* [STATED TASK]:
Determine how many lines in the data below contain "components" and write only that number.

* [PROVIDED INFORMATION]:
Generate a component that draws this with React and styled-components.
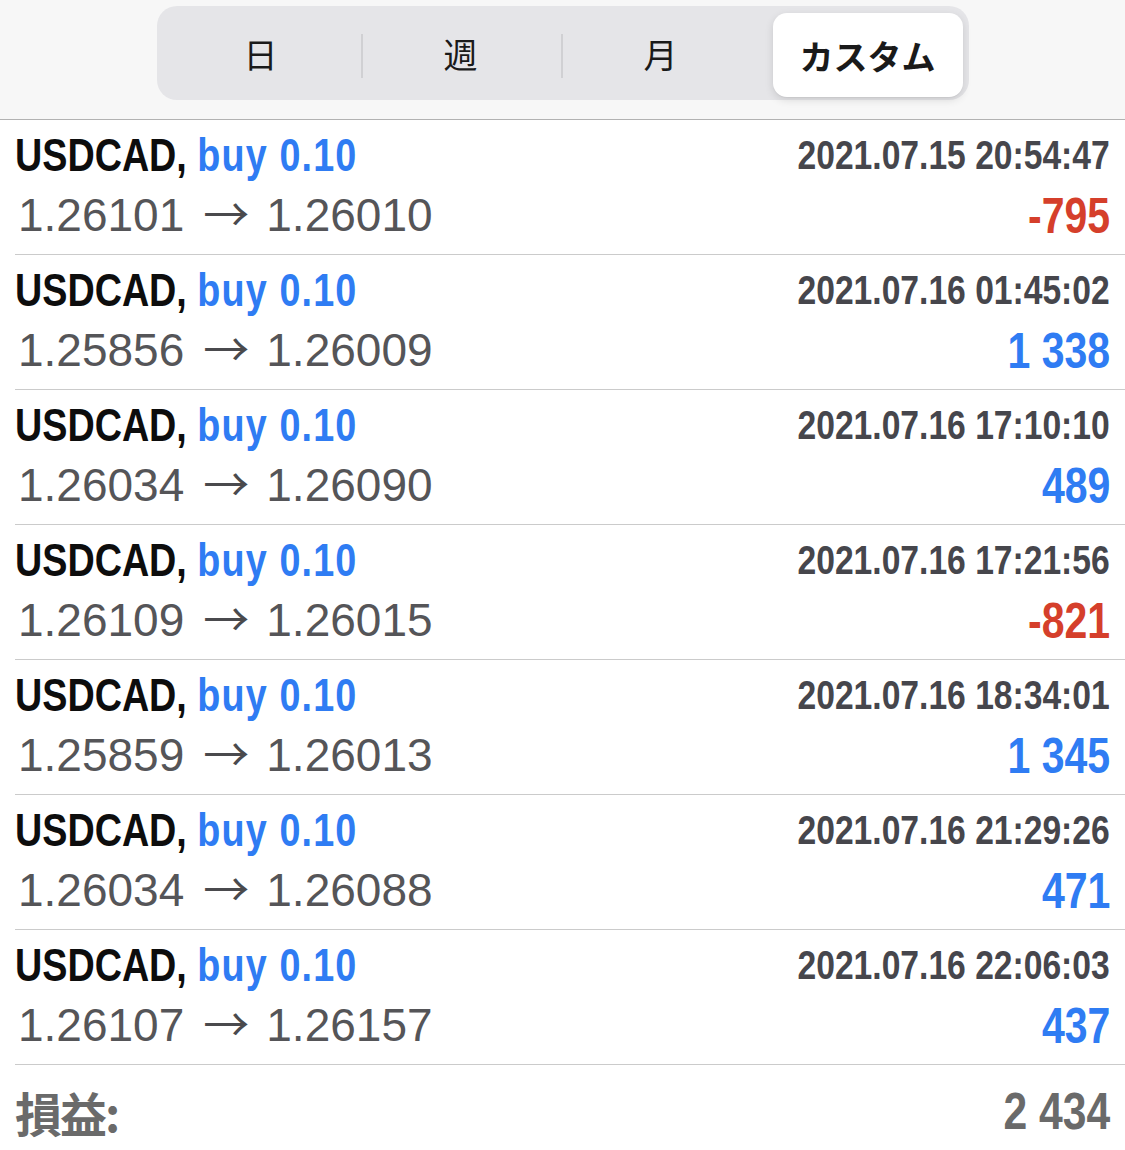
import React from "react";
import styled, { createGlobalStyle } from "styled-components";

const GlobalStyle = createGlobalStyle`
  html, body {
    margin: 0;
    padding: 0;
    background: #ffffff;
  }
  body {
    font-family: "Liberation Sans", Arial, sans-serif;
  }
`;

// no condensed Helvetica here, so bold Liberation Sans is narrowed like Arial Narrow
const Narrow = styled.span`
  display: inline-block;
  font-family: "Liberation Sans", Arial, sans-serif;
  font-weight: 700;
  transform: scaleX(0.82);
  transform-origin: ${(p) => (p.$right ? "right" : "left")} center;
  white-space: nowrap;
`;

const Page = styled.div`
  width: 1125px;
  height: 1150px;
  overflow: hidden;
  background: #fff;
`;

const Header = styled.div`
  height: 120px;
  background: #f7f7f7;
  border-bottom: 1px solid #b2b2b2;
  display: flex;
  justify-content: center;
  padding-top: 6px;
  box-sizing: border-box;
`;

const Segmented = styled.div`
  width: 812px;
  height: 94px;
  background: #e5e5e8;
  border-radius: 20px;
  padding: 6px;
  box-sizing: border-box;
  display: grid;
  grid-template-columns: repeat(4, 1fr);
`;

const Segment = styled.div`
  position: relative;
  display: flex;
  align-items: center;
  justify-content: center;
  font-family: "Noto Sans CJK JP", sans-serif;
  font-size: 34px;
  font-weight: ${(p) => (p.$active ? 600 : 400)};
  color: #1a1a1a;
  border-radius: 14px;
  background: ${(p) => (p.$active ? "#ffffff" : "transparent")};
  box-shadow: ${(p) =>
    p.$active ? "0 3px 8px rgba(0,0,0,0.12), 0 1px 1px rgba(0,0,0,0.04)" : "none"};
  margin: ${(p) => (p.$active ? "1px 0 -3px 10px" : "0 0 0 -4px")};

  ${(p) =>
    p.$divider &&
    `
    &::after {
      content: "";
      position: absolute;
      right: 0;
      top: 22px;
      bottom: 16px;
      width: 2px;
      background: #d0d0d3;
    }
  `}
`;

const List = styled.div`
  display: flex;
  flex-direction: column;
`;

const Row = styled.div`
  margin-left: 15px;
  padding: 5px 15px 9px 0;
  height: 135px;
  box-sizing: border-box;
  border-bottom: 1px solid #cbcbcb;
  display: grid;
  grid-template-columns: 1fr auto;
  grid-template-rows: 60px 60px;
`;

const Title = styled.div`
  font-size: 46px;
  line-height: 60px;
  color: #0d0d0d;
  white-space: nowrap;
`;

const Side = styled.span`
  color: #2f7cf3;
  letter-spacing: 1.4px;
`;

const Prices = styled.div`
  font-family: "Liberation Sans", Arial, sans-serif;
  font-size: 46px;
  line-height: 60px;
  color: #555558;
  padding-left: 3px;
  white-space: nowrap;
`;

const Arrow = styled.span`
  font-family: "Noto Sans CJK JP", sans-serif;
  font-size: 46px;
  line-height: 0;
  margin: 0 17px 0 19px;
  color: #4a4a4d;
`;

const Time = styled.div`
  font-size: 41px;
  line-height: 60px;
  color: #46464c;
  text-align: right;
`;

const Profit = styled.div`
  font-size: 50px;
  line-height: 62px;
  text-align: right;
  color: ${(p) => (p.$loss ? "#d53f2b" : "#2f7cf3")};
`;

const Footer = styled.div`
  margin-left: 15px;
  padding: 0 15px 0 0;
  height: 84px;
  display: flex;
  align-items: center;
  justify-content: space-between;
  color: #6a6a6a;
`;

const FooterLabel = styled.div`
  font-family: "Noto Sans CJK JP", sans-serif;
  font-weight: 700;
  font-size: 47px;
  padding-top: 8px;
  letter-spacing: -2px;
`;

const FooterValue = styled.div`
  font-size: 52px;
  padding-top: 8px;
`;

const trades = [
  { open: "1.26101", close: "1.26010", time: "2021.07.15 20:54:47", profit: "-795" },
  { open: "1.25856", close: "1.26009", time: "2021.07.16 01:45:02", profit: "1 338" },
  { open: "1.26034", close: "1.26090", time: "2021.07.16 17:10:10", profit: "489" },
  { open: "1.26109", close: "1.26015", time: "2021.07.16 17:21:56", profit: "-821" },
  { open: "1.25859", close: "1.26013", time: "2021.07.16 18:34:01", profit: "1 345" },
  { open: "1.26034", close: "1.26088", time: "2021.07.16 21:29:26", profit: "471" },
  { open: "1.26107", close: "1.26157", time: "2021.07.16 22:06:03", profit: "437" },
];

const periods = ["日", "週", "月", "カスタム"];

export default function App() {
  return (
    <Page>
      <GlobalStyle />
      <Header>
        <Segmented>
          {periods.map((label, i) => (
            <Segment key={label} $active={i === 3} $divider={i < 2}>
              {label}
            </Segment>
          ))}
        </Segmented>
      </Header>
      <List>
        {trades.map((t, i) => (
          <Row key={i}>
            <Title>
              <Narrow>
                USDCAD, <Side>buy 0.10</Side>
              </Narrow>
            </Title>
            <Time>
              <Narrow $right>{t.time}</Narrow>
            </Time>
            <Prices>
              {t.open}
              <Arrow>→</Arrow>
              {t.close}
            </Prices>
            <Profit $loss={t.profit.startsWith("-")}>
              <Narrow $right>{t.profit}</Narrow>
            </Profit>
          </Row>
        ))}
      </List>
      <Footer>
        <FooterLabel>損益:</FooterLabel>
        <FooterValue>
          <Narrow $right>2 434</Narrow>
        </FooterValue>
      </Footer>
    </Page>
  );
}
---
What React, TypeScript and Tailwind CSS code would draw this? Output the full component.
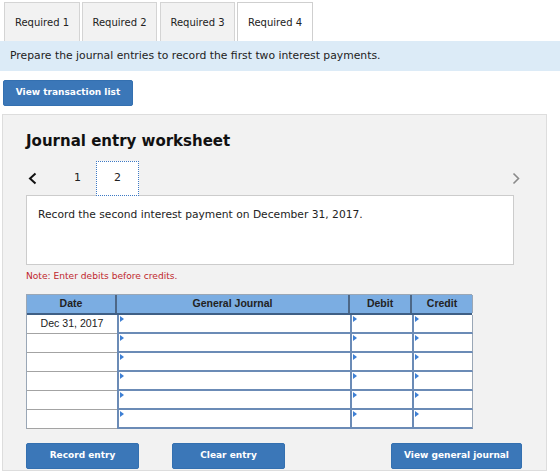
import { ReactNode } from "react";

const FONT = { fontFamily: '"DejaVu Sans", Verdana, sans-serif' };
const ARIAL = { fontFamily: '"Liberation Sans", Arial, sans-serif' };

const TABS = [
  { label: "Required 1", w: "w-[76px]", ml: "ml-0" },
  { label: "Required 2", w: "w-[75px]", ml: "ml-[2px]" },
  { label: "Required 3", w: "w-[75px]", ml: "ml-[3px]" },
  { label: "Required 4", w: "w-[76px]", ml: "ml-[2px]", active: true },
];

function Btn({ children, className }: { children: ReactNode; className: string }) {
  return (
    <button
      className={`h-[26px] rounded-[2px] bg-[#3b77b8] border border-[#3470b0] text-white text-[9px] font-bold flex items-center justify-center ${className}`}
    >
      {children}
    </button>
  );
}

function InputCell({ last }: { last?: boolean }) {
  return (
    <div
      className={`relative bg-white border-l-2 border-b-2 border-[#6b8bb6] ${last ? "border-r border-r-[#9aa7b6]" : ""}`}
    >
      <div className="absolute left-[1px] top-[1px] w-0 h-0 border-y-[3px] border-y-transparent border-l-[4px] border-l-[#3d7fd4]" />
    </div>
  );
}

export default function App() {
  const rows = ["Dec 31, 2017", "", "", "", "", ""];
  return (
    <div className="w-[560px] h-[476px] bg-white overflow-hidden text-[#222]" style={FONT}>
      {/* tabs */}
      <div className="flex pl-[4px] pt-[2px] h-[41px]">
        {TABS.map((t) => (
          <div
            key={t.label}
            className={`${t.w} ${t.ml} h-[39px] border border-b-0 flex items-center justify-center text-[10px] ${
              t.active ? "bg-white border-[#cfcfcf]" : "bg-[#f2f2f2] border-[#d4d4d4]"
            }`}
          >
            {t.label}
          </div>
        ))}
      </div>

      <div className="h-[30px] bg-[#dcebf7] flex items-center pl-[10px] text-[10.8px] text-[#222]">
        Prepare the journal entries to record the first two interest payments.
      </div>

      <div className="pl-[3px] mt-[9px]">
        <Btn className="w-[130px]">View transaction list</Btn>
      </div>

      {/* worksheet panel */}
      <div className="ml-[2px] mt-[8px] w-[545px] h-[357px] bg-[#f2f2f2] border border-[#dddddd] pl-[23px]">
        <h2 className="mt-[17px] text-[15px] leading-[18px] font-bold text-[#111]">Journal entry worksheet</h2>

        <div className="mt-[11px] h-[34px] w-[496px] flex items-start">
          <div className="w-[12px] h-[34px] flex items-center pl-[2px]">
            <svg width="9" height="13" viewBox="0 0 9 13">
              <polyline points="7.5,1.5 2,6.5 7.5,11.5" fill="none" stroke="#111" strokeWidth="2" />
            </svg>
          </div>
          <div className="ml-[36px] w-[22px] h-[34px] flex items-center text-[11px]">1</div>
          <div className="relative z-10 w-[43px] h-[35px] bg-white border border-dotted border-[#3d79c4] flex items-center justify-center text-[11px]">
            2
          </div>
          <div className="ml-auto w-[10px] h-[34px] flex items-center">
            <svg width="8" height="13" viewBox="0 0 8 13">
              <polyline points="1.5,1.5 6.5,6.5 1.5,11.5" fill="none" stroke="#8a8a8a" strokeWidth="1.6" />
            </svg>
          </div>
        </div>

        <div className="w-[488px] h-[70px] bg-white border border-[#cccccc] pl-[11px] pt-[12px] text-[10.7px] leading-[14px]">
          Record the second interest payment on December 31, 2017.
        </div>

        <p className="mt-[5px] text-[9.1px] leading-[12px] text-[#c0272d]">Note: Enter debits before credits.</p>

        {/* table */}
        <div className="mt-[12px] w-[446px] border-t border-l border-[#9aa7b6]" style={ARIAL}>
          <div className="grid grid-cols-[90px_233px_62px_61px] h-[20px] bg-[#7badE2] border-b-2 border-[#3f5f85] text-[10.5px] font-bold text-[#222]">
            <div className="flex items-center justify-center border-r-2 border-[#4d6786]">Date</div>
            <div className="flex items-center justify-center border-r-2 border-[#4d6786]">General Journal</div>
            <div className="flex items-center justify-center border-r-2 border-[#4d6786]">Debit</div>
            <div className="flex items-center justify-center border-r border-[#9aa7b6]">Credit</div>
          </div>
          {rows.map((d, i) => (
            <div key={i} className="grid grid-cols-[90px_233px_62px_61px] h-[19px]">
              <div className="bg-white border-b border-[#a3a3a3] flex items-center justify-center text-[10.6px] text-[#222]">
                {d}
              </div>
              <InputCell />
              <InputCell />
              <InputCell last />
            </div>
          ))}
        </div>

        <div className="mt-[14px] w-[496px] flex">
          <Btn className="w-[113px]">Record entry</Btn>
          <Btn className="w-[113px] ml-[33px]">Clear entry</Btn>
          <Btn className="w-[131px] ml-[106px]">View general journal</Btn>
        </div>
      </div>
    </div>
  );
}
* * *
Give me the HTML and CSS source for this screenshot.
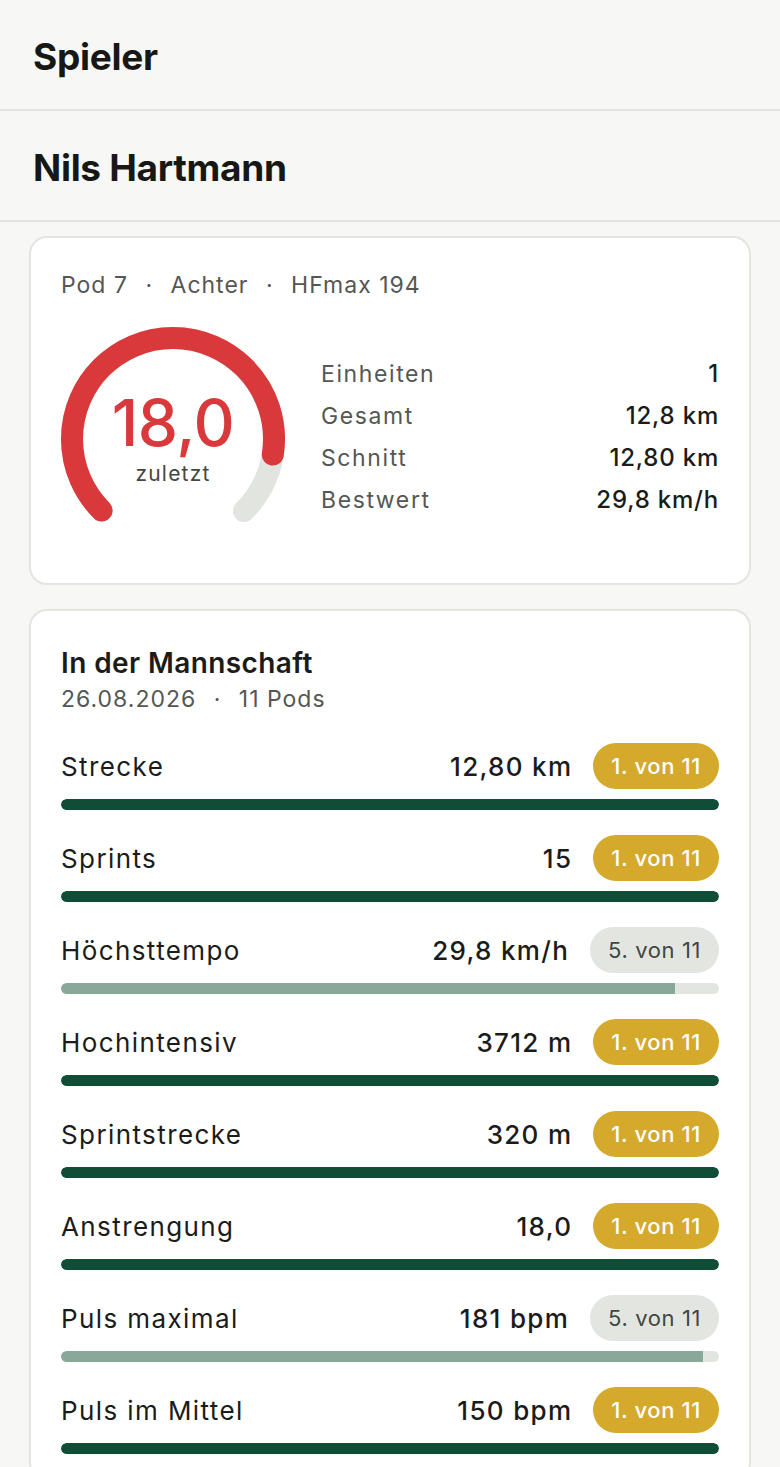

* [FINISHED EXERCISE]:
2